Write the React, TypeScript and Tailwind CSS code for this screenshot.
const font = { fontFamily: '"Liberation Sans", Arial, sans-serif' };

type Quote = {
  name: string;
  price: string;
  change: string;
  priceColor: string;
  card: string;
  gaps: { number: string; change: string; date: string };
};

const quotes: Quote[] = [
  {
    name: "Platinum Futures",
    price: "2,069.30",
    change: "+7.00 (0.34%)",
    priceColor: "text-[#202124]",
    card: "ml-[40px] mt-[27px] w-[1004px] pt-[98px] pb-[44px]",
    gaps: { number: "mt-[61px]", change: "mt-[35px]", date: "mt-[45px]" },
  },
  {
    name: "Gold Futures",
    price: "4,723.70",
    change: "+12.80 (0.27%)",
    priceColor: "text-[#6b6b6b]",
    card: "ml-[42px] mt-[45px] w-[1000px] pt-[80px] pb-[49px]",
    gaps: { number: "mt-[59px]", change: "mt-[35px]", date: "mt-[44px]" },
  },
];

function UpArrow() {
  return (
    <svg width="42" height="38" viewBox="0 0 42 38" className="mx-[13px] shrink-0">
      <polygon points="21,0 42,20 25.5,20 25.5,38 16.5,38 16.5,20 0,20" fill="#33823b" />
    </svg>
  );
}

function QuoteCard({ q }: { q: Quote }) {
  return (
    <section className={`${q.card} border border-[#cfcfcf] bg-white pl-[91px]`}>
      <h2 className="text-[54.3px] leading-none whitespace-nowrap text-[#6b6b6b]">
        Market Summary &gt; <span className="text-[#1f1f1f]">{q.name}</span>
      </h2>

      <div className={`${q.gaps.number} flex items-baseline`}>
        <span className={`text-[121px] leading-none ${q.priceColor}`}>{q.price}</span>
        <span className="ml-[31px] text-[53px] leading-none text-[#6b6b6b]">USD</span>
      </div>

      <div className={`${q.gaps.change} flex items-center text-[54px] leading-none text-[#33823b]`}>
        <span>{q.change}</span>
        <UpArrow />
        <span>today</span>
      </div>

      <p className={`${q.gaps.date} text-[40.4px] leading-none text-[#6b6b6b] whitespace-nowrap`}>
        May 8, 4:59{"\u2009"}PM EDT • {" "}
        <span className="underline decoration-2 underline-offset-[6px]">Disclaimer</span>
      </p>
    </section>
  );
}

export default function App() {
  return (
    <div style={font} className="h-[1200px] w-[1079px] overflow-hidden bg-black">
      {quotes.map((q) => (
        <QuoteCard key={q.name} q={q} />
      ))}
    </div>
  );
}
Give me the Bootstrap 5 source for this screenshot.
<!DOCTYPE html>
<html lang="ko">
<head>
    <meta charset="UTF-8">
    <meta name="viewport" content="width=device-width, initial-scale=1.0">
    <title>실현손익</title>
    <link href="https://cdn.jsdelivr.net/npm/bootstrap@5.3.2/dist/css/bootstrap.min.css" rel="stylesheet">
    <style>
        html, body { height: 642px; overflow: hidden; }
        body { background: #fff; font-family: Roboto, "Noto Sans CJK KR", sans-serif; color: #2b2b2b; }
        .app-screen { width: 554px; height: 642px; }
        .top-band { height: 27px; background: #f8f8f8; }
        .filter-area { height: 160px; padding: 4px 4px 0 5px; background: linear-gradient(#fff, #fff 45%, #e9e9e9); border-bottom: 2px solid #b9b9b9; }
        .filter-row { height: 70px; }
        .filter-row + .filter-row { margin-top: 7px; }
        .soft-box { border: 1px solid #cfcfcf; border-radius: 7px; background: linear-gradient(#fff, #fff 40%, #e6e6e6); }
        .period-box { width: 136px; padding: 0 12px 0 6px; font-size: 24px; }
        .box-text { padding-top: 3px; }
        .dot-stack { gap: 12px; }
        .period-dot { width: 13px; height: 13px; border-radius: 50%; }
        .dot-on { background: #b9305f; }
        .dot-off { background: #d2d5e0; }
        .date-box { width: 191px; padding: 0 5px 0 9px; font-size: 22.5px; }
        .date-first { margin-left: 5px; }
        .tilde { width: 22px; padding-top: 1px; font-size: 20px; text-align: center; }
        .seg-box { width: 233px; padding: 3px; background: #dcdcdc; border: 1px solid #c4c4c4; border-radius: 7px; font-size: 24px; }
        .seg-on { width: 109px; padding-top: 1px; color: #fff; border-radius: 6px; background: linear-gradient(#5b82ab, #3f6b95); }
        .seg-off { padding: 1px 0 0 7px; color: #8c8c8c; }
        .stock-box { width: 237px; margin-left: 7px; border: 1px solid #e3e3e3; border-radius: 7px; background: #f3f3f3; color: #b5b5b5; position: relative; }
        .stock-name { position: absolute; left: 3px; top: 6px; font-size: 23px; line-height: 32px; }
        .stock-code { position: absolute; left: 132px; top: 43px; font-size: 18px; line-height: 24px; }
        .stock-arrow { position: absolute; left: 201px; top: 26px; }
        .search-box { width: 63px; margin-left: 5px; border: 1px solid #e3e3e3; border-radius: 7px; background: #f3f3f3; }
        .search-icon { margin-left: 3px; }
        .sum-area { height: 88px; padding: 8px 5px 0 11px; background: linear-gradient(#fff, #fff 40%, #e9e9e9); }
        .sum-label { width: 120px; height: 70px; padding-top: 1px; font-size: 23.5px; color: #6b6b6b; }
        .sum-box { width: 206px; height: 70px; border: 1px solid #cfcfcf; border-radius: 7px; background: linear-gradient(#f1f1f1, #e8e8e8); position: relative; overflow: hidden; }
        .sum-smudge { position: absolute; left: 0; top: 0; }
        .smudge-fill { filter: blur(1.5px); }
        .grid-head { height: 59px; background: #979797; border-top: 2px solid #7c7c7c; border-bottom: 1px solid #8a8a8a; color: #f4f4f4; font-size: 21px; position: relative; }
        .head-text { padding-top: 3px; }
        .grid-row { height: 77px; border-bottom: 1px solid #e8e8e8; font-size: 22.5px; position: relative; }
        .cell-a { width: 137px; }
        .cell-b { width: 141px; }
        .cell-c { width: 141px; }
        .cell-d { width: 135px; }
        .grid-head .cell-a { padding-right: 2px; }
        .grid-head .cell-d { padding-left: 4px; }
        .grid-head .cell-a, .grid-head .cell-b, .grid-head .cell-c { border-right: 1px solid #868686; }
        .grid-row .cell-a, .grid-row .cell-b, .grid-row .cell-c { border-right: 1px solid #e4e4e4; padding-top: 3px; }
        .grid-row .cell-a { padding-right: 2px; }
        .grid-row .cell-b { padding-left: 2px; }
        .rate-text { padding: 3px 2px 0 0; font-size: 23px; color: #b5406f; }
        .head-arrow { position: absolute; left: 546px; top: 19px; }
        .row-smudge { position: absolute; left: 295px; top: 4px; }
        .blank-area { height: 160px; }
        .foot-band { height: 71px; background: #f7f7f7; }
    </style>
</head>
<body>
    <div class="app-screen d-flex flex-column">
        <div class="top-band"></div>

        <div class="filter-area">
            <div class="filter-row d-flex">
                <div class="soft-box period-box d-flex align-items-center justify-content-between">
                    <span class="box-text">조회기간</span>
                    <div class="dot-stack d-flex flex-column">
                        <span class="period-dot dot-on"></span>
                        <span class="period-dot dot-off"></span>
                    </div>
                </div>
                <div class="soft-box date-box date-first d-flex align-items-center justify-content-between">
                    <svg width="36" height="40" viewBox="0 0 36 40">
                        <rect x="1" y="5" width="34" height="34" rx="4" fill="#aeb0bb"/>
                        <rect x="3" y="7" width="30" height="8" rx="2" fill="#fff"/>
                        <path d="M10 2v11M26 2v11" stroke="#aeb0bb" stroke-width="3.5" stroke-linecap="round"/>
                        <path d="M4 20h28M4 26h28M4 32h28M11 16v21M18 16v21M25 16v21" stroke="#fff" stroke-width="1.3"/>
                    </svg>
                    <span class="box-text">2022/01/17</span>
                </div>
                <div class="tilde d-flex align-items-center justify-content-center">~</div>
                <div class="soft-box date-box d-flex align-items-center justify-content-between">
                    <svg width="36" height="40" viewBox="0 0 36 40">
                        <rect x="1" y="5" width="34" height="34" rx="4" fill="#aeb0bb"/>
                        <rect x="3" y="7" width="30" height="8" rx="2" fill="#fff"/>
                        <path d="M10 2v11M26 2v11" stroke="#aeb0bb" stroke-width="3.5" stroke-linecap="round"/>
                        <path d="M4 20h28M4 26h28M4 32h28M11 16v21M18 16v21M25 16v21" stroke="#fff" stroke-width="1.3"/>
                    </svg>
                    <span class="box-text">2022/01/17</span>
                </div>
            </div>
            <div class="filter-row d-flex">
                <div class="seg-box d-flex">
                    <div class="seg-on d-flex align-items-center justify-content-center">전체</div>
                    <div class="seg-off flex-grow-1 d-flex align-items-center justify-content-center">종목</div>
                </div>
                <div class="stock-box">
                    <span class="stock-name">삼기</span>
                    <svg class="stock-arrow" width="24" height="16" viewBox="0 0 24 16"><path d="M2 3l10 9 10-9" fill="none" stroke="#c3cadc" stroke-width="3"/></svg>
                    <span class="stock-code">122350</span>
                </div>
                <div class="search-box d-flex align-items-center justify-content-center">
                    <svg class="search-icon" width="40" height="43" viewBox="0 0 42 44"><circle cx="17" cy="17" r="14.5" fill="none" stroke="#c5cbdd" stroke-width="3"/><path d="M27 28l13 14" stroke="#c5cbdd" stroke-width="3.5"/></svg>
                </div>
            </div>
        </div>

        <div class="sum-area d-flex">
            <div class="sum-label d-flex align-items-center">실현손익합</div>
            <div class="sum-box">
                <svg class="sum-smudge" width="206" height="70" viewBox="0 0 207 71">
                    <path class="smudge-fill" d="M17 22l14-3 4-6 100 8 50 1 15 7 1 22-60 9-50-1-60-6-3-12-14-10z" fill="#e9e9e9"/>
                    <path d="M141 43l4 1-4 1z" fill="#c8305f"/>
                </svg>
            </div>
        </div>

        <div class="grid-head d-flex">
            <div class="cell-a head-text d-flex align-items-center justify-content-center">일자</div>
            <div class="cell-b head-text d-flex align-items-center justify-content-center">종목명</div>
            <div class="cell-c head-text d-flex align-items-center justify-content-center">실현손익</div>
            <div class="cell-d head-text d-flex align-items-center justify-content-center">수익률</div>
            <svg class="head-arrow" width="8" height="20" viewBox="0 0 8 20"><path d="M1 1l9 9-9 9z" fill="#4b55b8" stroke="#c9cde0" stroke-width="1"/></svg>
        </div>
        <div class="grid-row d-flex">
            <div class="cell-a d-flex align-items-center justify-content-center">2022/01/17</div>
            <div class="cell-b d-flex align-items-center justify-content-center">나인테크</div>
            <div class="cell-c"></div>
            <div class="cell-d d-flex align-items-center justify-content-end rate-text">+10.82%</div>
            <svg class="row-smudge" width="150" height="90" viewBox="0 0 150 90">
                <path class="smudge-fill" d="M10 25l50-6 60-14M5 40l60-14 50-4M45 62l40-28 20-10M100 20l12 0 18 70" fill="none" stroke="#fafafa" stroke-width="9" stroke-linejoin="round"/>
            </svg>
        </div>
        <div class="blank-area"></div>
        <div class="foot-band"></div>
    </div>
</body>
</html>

■ GOAL: Select and copy each line from the data that includes the word "code".

■ RESPONSE:
Write the React, TypeScript and Tailwind CSS code for this screenshot.
        .stock-code { position: absolute; left: 132px; top: 43px; font-size: 18px; line-height: 24px; }
                    <span class="stock-code">122350</span>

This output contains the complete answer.